Pada titik inilah suara kaum muda perlu dihidupkan kembali. Ide 'potong satu
generasi' seperti dilontarkan Forum Komunikasi Senat Mahasiswa Jakarta (FKSMJ)
beberapa waktu lalu sangat relevan. Maka, tidak seperti edisi akhir tahun
sebelum-sebelumnya, pada edisi akhir tahun 2002 ini Media khusus menampilkan
sosok kaum muda dengan tema Mimpi kaum muda tentang Indonesia masa depan.
Mereka, kaum muda itu, berupaya memberikan sketsa tentang carut-marut Indonesia
hari ini dan coba 'bermimpi' tentang Indonesia esok melalui tawaran-tawaran
solusi.
Tidak semua kaum muda yang ditampilkan sekadar 'bermimpi'. Secara personal
mereka telah menghadirkan 'mimpi' pula bagi kaum muda lainnya. Mereka yang
menawarkan solusi itu adalah intelektual-intelektual yang sedang tumbuh dan akan
terus tumbuh--sebagian besar mereka sedang bertapa di pusat-pusat pendidikan,
baik di Indonesia maupun mancanegara.
Ada pula kaum muda yang menawarkan mimpi lain. Sebut saja Angelique Widjaja dan
Taufik Hidayat.
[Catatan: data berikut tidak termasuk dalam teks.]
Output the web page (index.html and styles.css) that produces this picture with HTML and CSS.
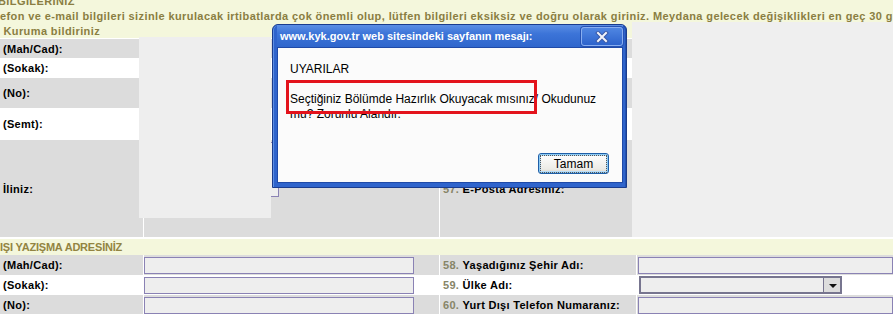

Dalam kemudaannya--Angelique 18 dan Taufik 22--keduanya sudah
mendulang prestasi, ketenaran, dan, the last but not least, kekayaan. Mereka
tidak hanya menggenggam masa depan, tapi juga masa kini. Jalan ke arah itu tentu
tidak mudah. Namun, mereka membuktikan, bila mau bekerja keras, bukan tidak
mungkin masa depan itu digenggam hari ini.
Tapi, siapakah anak muda atau kaum muda itu?
Secara subjektif Media memberikan batasan usia maksimal 35 tahun (lahir 1967)
sebagai mewakili sosok kaum muda. Batasan usia ini tentu masih bisa
diperdebatkan. Untuk bidang olahraga, misalnya, usia 30-35 itu justru sudah
senja dan siap-siap pensiun. Namun, untuk pentas kepemimpinan dan kepemikiran,
usia itu kerap dianggap masih 'bau kencur'.
Bagaimanapun, garis tegas harus diambil. Usia 35 tahun ke bawah itulah yang
diambil Media untuk menghadirkan mimpi, Mimpi kaum muda tentang Indonesia masa depan.